**The problem:**
Retype the records below from their first line through the line holding "const GRID = 'grid", including both ends and no pictures.
________________________________________
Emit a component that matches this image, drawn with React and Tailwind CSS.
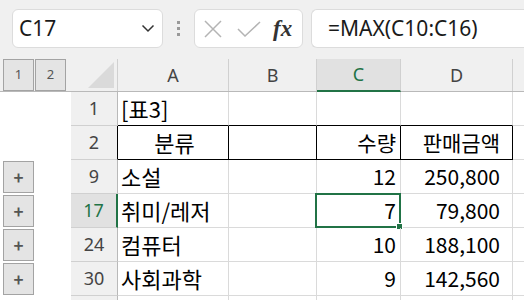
import React from 'react';

const COLS = ['A', 'B', 'C', 'D'];
const GRID = 'grid grid-cols-[71px_47px_111px_88px_84px_112px_1fr]';

const ROWS = [
  { n: '1', a: '[표3]', c: '', d: '' },
  { n: '2', a: '분류', c: '수량', d: '판매금액', head: true },
  { n: '9', a: '소설', c: '12', d: '250,800', plus: true },
  { n: '17', a: '취미/레저', c: '7', d: '79,800', plus: true, sel: true },
  { n: '24', a: '컴퓨터', c: '10', d: '188,100', plus: true },
  { n: '30', a: '사회과학', c: '9', d: '142,560', plus: true },
  { n: '', a: '', c: '', d: '' },
];

function OutlineBtn({ children, big }) {
  return (
    <div className={`w-[31px] h-[32px] bg-[#e4e4e4] border border-[#a3a3a3] flex items-center justify-center text-[#555] ${big ? 'text-[17px] font-bold' : 'text-[13px]'}`}>
      {children}
    </div>
  );
}

function Toolbar() {
  return (
    <div className="h-[59px] bg-[#f0f0f0] flex items-start pt-[9px] pl-[12px] font-['Noto_Sans',sans-serif]">
      <div className="w-[151px] h-[39px] bg-white border border-[#dcdcdc] rounded-[6px] flex items-center justify-between pl-[6px] pr-[7px]">
        <span className="text-[21px] text-[#1a1a1a] leading-none">C17</span>
        <svg width="14" height="9" viewBox="0 0 14 9"><path d="M1.5 1.5 7 7l5.5-5.5" fill="none" stroke="#333" strokeWidth="1.5" /></svg>
      </div>
      <div className="w-[31px] h-[39px] flex flex-col items-center justify-center gap-[3px]">
        <span className="w-[3px] h-[3px] bg-[#999]" />
        <span className="w-[3px] h-[3px] bg-[#999]" />
        <span className="w-[3px] h-[3px] bg-[#999]" />
      </div>
      <div className="w-[109px] h-[39px] bg-white border border-[#dcdcdc] rounded-[6px] flex items-center pl-[9px] gap-[15px]">
        <svg width="18" height="18" viewBox="0 0 18 18"><path d="M1 1l16 16M17 1 1 17" stroke="#b4b4b4" strokeWidth="1.5" /></svg>
        <svg width="24" height="16" viewBox="0 0 24 16"><path d="M1 8l7 7L23 1" fill="none" stroke="#b4b4b4" strokeWidth="1.5" /></svg>
        <span className="font-['Liberation_Serif',serif] italic font-bold text-[23px] text-[#333] leading-none -ml-[3px]">fx</span>
      </div>
      <div className="ml-[8px] flex-1 h-[39px] bg-white border border-[#dcdcdc] rounded-l-[6px] border-r-0 flex items-center pl-[16px]">
        <span className="text-[21px] text-[#1a1a1a] leading-none">=MAX(C10:C16)</span>
      </div>
    </div>
  );
}

function HeaderRow() {
  return (
    <div className={`${GRID} h-[33px] bg-[#f0f0f0] border-b border-[#b9b9b9] font-['Noto_Sans',sans-serif]`}>
      <div className="flex gap-[1px] pl-[3px]">
        <OutlineBtn>1</OutlineBtn>
        <OutlineBtn>2</OutlineBtn>
      </div>
      <div className="relative border-r border-[#d0d0d0]">
        <svg className="absolute right-[3px] bottom-[3px]" width="26" height="26" viewBox="0 0 26 26"><polygon points="26,0 26,26 0,26" fill="#dadada" /></svg>
      </div>
      {COLS.map((c) => (
        <div
          key={c}
          className={
            c === 'C'
              ? 'flex items-center justify-center text-[18px] bg-[#e1e1e1] text-[#217346] border-r border-[#d0d0d0] border-b-2 border-b-[#217346] -mb-px'
              : 'flex items-center justify-center text-[18px] text-[#444] border-r border-[#d0d0d0]'
          }
        >
          {c}
        </div>
      ))}
      <div />
    </div>
  );
}

function Row({ r, idx }) {
  const line = 'border-[#dadada]';
  const cell = r.head ? 'border-r border-b border-black' : idx === 0 ? `border-r ${line} border-b border-b-black` : `border-r border-b ${line}`;
  return (
    <div className={`${GRID} h-[34px] font-['Noto_Sans_CJK_KR','Noto_Sans',sans-serif] text-[21px] text-black`}>
      <div className="pl-[3px] pt-px">{r.plus && <OutlineBtn big>+</OutlineBtn>}</div>
      <div
        className={
          r.sel
            ? "flex items-center justify-center bg-[#e1e1e1] text-[#217346] text-[18px] font-['Noto_Sans',sans-serif] border-b border-[#d0d0d0] border-r-2 border-r-[#217346]"
            : `flex items-center justify-center bg-[#f0f0f0] text-[#444] text-[18px] font-['Noto_Sans',sans-serif] border-b border-[#d0d0d0] border-r ${r.head ? 'border-r-black' : 'border-r-[#b9b9b9]'}`
        }
      >
        {r.n}
      </div>
      <div className={`flex items-center whitespace-nowrap pl-[3px] text-[22px] ${r.head ? 'justify-center' : ''} ${cell}`}>{r.a}</div>
      <div className={cell} />
      <div className={`relative flex items-center justify-end pr-[4px] ${cell}`}>
        {r.c}
        {r.sel && (
          <div className="absolute -left-[2px] -top-px -right-px -bottom-px border-2 border-[#217346]">
            <div className="absolute -right-[4px] -bottom-[4px] w-[7px] h-[7px] bg-[#217346] border border-white" />
          </div>
        )}
      </div>
      <div className={`flex items-center justify-end pr-[12px] ${cell}`}>{r.d}</div>
      <div className={`border-b ${line}`} />
    </div>
  );
}

export default function App() {
  return (
    <div className="w-[524px] h-[300px] overflow-hidden bg-white">
      <Toolbar />
      <HeaderRow />
      {ROWS.map((r, i) => (
        <Row key={i} r={r} idx={i} />
      ))}
    </div>
  );
}
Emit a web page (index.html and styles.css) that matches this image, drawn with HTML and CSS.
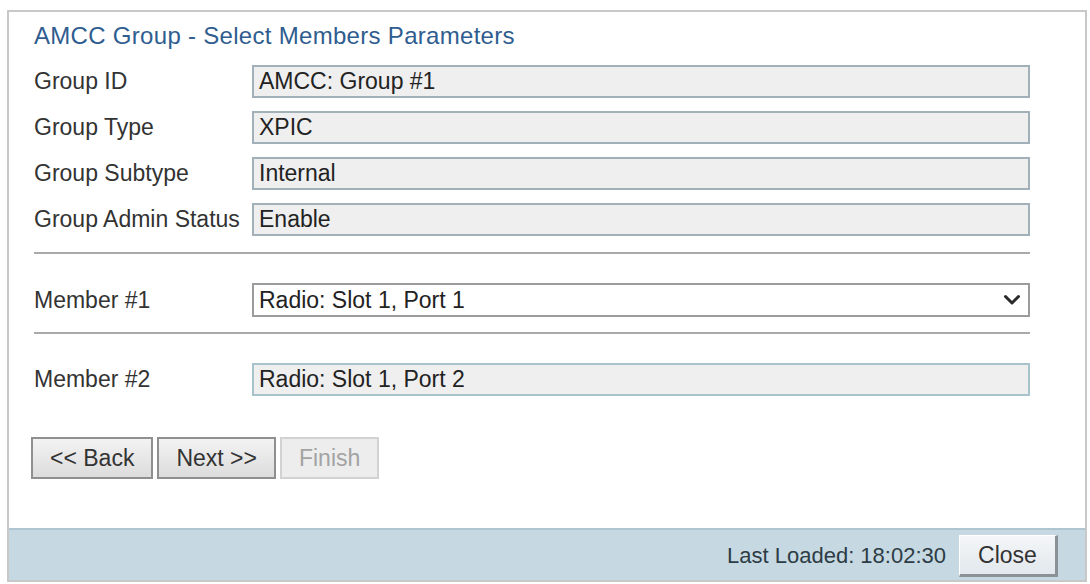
FILE: index.html
```html
<!DOCTYPE html>
<html>
<head>
<meta charset="utf-8">
<link rel="stylesheet" href="styles.css">
</head>
<body>
<div class="dialog">
  <div class="content">
    <h1 class="title">AMCC Group - Select Members Parameters</h1>
    <div class="fields">
      <span class="label">Group ID</span><div class="field">AMCC: Group #1</div>
      <span class="label">Group Type</span><div class="field">XPIC</div>
      <span class="label">Group Subtype</span><div class="field">Internal</div>
      <span class="label">Group Admin Status</span><div class="field">Enable</div>
    </div>
    <hr class="sep">
    <div class="row row-m1">
      <span class="label">Member #1</span>
      <div class="select">
        <span>Radio: Slot 1, Port 1</span>
        <svg class="chev" width="18" height="12" viewBox="0 0 18 12"><path d="M2.5 2.5 L9 9 L15.5 2.5" fill="none" stroke="#2a2a2a" stroke-width="3" stroke-linecap="round" stroke-linejoin="round"/></svg>
      </div>
    </div>
    <hr class="sep sep2">
    <div class="row row-m2">
      <span class="label">Member #2</span>
      <div class="field field-m2">Radio: Slot 1, Port 2</div>
    </div>
    <div class="buttons">
      <button class="btn">&lt;&lt; Back</button>
      <button class="btn">Next &gt;&gt;</button>
      <button class="btn btn-disabled">Finish</button>
    </div>
  </div>
  <div class="footer">
    <span class="loaded">Last Loaded: 18:02:30</span>
    <button class="close">Close</button>
  </div>
</div>
</body>
</html>
```

FILE: styles.css
```css
body {
  margin: 0;
  padding: 10px 0 0 7px;
  background: #ffffff;
  font-family: "Liberation Sans", Arial, sans-serif;
  color: #2b2b2b;
}

.dialog {
  width: 1080px;
  height: 572px;
  box-sizing: border-box;
  border: 2px solid #c8c8c8;
  display: flex;
  flex-direction: column;
  background: #ffffff;
}

.content {
  flex: 1;
  padding: 10px 55px 0 25px;
}

.title {
  margin: 0;
  font-size: 24px;
  line-height: 28px;
  font-weight: normal;
  letter-spacing: 0.3px;
  color: #2f5d90;
}

.fields {
  display: grid;
  grid-template-columns: 218px 1fr;
  row-gap: 13px;
  margin-top: 15px;
}

.label {
  font-size: 23px;
  color: #333333;
  align-self: center;
}

.field {
  height: 33px;
  box-sizing: border-box;
  border: 2px solid #a2b0ba;
  background: #efefef;
  padding: 0 5px;
  font-size: 23px;
  line-height: 29px;
  color: #222222;
}

.sep {
  border: 0;
  height: 2px;
  background: #a9a9a9;
  margin: 16px 0 0 0;
}

.sep2 {
  margin-top: 15px;
}

.row {
  display: grid;
  grid-template-columns: 218px 1fr;
}

.row-m1 {
  margin-top: 29px;
}

.row-m2 {
  margin-top: 29px;
}

.select {
  height: 34px;
  box-sizing: border-box;
  border: 2px solid #9c9c9c;
  background: #ffffff;
  padding: 0 7px 0 5px;
  font-size: 23px;
  line-height: 30px;
  color: #222222;
  display: flex;
  justify-content: space-between;
  align-items: center;
}

.chev {
  display: block;
}

.field-m2 {
  border-color: #a8c3cc;
}

.buttons {
  display: flex;
  gap: 4px;
  margin: 41px 0 0 -3px;
}

.btn {
  height: 42px;
  padding: 0 17px;
  font-family: "Liberation Sans", Arial, sans-serif;
  font-size: 23px;
  color: #333333;
  background: linear-gradient(#f3f3f3, #dcdcdc);
  border: 2px solid #8f8f8f;
}

.btn-disabled {
  color: #a3a3a3;
  background: #ededed;
  border-color: #d2d2d2;
}

.footer {
  height: 52px;
  box-sizing: border-box;
  border-top: 2px solid #afc5d1;
  background: #c6d8e1;
  display: flex;
  justify-content: flex-end;
  align-items: center;
  gap: 13px;
  padding: 2px 27px 0 0;
}

.loaded {
  font-size: 22px;
  color: #2d3c45;
}

.close {
  width: 99px;
  height: 42px;
  font-family: "Liberation Sans", Arial, sans-serif;
  font-size: 23px;
  color: #333333;
  background: linear-gradient(#f4f6f8, #e2e8ed);
  border-style: solid;
  border-width: 1px 3px 3px 1px;
  border-color: #ffffff #8a9298 #8a9298 #ffffff;
}
```
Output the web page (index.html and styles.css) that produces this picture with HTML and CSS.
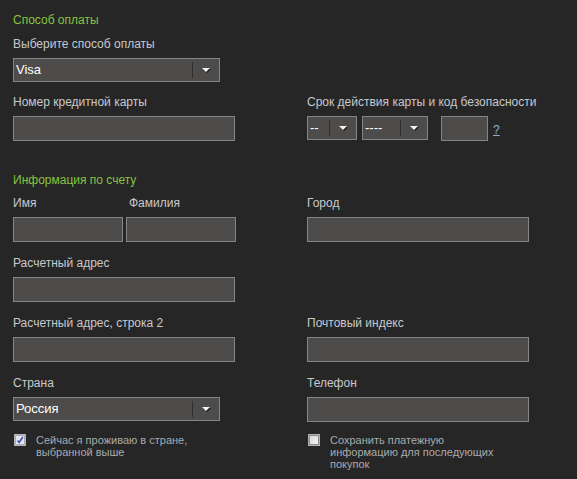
FILE: index.html
```html
<html>
	<head>
		<title>Способ оплаты</title>
		<meta charset="utf-8" />
		<link rel="stylesheet" href="styles.css">
	</head>
	<body>
		<div class="form">
			<h2 class="header">Способ оплаты</h2>
			<div class="field">
				<label class="lbl">Выберите способ оплаты</label>
				<div class="sel wide"><span class="val">Visa</span><span class="arr"></span></div>
			</div>
			<div class="row top">
				<div class="field">
					<label class="lbl">Номер кредитной карты</label>
					<input class="txt" type="text">
				</div>
				<div class="field">
					<label class="lbl">Срок действия карты и код безопасности</label>
					<div class="exp">
						<div class="sel month"><span class="val">--</span><span class="arr"></span></div>
						<div class="sel year"><span class="val">----</span><span class="arr"></span></div>
						<input class="txt cvv" type="text">
						<a href="#" class="help">?</a>
					</div>
				</div>
			</div>

			<h2 class="header second">Информация по счету</h2>
			<div class="row first">
				<div class="pair">
					<div class="field">
						<label class="lbl">Имя</label>
						<input class="txt half" type="text">
					</div>
					<div class="field">
						<label class="lbl shift">Фамилия</label>
						<input class="txt half" type="text">
					</div>
				</div>
				<div class="field">
					<label class="lbl">Город</label>
					<input class="txt" type="text">
				</div>
			</div>
			<div class="row">
				<div class="field">
					<label class="lbl">Расчетный адрес</label>
					<input class="txt" type="text">
				</div>
			</div>
			<div class="row">
				<div class="field">
					<label class="lbl">Расчетный адрес, строка 2</label>
					<input class="txt" type="text">
				</div>
				<div class="field">
					<label class="lbl">Почтовый индекс</label>
					<input class="txt" type="text">
				</div>
			</div>
			<div class="row">
				<div class="field">
					<label class="lbl">Страна</label>
					<div class="sel wide"><span class="val">Россия</span><span class="arr"></span></div>
				</div>
				<div class="field">
					<label class="lbl">Телефон</label>
					<input class="txt" type="text">
				</div>
			</div>
			<div class="row checks">
				<div class="check">
					<span class="box on"><svg width="8" height="8" viewBox="0 0 8 8"><path d="M1.5 4.5 L3.2 6.5 L6.8 1" fill="none" stroke="#3d4fb8" stroke-width="1.6"/></svg></span>
					<span class="ctext">Сейчас я проживаю в стране,<br>выбранной выше</span>
				</div>
				<div class="check">
					<span class="box"></span>
					<span class="ctext">Сохранить платежную<br>информацию для последующих<br>покупок</span>
				</div>
			</div>
		</div>
	</body>
</html>
```

FILE: styles.css
```css
body {
	margin: 0;
	background: #262626;
	font-family: Arial, "Liberation Sans", sans-serif;
	font-size: 12px;
	color: #c6c9cd;
}
.form {
	padding: 13px 13px 0 13px;
}
.header {
	margin: 0 0 10px 0;
	font-size: 12px;
	font-weight: normal;
	line-height: 14px;
	color: #86c440;
}
.header.second {
	margin-top: 32px;
	margin-bottom: 9px;
}
.row {
	display: grid;
	grid-template-columns: 222px 222px;
	column-gap: 72px;
	margin-top: 14px;
}
.row.top {
	margin-top: 13px;
}
.row.first {
	margin-top: 0;
}
.field {
	display: flex;
	flex-direction: column;
}
.lbl {
	display: block;
	line-height: 14px;
	height: 14px;
	margin-bottom: 7px;
	white-space: nowrap;
}
.lbl.shift {
	padding-left: 3px;
}
.txt {
	box-sizing: border-box;
	width: 222px;
	height: 25px;
	margin: 0;
	padding: 0 3px;
	background: #4d4c4a;
	border: 1px solid #858585;
	outline: 0;
	color: #fff;
	font-family: inherit;
	font-size: 12px;
}
.txt.half {
	width: 110px;
}
.pair {
	display: flex;
	gap: 3px;
}
.sel {
	box-sizing: border-box;
	display: flex;
	align-items: center;
	height: 24px;
	background: #4d4c4a;
	border: 1px solid #858585;
	color: #fff;
}
.sel.wide {
	width: 207px;
}
.sel.month {
	width: 50px;
}
.sel.year {
	width: 66px;
	margin-left: 5px;
}
.val {
	flex: 1;
	padding-left: 2px;
	font-size: 13px;
	line-height: 22px;
}
.arr {
	position: relative;
	width: 26px;
	height: 16px;
	border-left: 1px solid #2f2f2f;
}
.arr::after {
	content: "";
	position: absolute;
	left: 9px;
	top: 6px;
	border-left: 4px solid transparent;
	border-right: 4px solid transparent;
	border-top: 4px solid #f2f2f2;
	filter: drop-shadow(1px 1px 0 #1a1a1a);
}
.exp {
	display: flex;
	align-items: flex-start;
}
.txt.cvv {
	width: 47px;
	margin-left: 13px;
}
.help {
	margin-left: 5px;
	margin-top: 7px;
	color: #8fb0d0;
	font-size: 12px;
}
.row.checks {
	margin-top: 12px;
}
.check {
	display: flex;
	align-items: flex-start;
}
.box {
	box-sizing: border-box;
	display: flex;
	align-items: center;
	justify-content: center;
	width: 12px;
	height: 12px;
	margin: 0 10px 0 1px;
	border: 1px solid #b4b4b4;
	background: linear-gradient(135deg, #d8d8d8, #f6f6f6);
	box-shadow: inset 0 0 0 1px #8c8c8c;
}
.box.on {
	background: #e4e6ee;
	box-shadow: inset 0 0 0 1px #a8aab8;
}
.ctext {
	font-size: 11px;
	line-height: 12px;
	margin-top: 0;
	color: #a9abad;
}
```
________________________________________
**Problem solution:**
Emit a component that matches this image, drawn with React and Tailwind CSS.
import React from 'react';

const COLS = ['A', 'B', 'C', 'D'];
const GRID = 'grid grid-cols-[71px_47px_111px_88px_84px_112px_1fr]';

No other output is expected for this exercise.